> _EXERCISE TASK_
Work out how many lines contain "that". Reply with the count alone.

— begin LISTED ENTRIES —

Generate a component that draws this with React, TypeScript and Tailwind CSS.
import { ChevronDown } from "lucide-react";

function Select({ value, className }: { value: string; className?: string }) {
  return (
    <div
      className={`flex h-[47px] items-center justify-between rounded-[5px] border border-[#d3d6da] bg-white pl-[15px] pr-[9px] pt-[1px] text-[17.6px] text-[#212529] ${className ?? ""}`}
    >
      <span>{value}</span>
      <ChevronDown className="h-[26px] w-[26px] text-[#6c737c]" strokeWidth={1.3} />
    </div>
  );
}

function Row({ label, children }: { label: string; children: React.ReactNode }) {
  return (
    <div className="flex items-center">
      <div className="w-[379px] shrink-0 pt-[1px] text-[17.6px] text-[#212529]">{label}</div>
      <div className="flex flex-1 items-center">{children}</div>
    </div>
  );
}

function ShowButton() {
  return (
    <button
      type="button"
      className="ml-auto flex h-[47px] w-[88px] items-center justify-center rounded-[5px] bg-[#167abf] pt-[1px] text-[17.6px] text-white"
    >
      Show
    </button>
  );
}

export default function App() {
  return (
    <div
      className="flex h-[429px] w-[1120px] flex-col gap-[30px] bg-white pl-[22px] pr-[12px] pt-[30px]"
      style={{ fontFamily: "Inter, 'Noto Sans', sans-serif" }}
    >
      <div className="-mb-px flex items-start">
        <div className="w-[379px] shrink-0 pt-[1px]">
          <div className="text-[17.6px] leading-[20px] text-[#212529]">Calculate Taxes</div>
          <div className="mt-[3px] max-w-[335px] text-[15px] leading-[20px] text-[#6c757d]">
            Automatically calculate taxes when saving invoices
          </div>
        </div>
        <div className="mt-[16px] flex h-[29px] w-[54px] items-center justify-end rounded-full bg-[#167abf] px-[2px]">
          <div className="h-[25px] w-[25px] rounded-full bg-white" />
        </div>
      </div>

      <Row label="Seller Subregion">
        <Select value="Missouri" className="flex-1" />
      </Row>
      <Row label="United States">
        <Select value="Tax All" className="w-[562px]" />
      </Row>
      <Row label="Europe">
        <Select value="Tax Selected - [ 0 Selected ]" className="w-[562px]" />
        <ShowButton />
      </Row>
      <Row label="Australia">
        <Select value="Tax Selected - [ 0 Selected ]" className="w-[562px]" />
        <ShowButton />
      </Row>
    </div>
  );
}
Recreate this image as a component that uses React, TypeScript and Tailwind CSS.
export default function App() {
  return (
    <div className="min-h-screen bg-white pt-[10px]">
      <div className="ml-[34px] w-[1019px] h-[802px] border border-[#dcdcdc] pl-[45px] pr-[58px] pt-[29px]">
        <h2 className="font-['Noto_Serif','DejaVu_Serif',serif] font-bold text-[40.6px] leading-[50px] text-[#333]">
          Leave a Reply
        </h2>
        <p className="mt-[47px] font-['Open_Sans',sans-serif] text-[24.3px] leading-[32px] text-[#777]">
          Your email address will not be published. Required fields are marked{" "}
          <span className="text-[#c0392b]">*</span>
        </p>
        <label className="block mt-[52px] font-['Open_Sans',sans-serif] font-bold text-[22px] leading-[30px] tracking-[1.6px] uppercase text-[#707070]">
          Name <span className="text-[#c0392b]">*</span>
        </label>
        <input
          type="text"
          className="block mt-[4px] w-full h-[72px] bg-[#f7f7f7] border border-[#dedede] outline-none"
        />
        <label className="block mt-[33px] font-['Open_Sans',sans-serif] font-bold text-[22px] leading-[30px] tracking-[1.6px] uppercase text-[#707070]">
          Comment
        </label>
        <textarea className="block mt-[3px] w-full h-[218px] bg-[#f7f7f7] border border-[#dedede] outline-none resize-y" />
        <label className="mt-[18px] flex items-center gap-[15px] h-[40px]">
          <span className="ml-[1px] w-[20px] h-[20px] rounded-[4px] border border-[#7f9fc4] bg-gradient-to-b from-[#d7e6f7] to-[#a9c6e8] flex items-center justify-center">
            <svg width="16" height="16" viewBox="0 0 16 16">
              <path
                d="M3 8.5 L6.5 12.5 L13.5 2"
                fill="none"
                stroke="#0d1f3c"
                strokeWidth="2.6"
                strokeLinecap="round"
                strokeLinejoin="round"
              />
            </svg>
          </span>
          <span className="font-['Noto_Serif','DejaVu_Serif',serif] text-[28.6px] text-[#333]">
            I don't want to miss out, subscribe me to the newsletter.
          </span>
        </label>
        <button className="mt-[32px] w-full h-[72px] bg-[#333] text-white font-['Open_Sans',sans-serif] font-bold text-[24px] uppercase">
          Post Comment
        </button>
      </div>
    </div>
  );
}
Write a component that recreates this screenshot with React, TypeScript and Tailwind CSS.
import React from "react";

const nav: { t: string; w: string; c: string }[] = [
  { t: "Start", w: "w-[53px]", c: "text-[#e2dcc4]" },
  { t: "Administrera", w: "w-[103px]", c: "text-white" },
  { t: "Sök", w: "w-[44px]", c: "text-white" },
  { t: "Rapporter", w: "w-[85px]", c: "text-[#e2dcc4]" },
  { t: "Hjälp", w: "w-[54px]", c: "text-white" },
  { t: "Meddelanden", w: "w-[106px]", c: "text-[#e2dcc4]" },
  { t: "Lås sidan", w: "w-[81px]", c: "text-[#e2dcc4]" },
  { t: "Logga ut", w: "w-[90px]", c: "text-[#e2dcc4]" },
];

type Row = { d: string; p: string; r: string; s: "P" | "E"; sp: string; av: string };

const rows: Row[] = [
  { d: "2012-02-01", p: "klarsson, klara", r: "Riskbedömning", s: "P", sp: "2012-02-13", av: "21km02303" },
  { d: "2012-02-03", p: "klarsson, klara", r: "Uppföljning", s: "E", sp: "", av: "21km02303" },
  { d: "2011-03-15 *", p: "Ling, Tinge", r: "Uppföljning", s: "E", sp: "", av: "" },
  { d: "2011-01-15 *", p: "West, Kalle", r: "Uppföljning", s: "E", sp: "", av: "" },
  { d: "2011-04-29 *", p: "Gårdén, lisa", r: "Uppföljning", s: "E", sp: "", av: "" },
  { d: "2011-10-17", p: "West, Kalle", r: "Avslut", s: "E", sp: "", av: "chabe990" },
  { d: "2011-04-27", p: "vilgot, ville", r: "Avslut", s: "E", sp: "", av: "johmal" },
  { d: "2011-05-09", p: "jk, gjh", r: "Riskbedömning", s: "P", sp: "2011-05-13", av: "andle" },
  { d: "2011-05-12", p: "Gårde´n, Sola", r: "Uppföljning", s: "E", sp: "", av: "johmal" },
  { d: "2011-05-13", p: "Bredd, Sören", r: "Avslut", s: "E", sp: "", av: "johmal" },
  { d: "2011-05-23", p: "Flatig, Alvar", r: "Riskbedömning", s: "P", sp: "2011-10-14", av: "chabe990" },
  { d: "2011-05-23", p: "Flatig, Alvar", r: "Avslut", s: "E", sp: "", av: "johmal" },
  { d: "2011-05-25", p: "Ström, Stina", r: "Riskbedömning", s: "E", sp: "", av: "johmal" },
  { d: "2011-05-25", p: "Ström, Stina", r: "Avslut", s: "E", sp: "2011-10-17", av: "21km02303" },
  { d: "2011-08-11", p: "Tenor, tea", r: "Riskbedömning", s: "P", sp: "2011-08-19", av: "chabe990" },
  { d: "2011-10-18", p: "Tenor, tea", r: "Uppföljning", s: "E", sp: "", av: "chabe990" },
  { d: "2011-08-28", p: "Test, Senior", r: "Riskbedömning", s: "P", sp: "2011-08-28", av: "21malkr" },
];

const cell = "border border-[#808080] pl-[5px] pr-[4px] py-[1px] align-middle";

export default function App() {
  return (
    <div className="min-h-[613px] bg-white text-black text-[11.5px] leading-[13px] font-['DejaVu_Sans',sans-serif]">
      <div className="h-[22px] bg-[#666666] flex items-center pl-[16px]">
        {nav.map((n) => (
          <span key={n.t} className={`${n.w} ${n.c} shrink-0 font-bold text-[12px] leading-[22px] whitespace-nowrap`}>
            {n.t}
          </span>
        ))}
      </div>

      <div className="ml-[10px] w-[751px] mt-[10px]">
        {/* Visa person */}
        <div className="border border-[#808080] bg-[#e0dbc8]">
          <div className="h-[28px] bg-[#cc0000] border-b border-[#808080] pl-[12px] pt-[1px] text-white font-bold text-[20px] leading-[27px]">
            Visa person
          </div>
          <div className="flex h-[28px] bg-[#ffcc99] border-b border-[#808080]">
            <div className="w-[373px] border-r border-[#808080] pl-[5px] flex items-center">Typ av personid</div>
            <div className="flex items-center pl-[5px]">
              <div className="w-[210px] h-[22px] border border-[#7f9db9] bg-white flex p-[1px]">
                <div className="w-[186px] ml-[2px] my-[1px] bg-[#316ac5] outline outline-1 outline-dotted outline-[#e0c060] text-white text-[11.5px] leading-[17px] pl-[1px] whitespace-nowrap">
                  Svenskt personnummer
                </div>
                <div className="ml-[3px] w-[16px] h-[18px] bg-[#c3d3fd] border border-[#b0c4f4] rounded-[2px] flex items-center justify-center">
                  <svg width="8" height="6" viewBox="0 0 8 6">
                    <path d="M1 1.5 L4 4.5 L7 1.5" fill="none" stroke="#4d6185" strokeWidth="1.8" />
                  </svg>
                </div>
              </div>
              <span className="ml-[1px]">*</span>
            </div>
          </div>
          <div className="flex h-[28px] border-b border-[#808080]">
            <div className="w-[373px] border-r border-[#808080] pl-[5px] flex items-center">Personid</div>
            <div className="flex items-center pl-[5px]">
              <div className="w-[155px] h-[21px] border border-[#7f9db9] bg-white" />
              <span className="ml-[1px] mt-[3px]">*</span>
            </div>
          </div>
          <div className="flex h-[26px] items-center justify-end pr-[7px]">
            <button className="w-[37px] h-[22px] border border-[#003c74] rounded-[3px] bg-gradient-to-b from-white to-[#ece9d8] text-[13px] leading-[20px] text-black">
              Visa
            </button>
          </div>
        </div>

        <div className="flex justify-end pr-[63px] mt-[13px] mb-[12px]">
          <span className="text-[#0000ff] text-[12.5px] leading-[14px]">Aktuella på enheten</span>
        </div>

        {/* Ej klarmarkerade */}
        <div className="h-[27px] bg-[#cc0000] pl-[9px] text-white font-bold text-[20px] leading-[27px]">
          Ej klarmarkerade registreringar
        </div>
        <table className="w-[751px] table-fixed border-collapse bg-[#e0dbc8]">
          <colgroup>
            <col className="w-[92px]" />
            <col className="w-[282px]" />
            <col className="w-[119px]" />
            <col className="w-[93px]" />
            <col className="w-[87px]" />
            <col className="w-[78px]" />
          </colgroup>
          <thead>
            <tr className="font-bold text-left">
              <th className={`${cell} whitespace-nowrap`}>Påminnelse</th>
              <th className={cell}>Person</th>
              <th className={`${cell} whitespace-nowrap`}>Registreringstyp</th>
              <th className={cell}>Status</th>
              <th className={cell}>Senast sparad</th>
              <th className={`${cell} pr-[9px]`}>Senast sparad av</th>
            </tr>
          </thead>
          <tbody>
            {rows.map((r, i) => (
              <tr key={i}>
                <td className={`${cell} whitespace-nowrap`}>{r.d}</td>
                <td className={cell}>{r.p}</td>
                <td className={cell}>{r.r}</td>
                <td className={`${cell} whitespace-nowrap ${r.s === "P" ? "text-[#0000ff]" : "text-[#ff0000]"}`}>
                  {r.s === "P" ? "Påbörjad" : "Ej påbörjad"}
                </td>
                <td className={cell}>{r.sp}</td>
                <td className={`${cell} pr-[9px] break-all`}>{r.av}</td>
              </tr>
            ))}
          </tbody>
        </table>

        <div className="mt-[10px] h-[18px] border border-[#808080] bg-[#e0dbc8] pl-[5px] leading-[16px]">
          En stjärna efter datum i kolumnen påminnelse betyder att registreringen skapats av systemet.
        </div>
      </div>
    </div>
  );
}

— end LISTED ENTRIES —

> _ANSWER FOR THE TASK_
3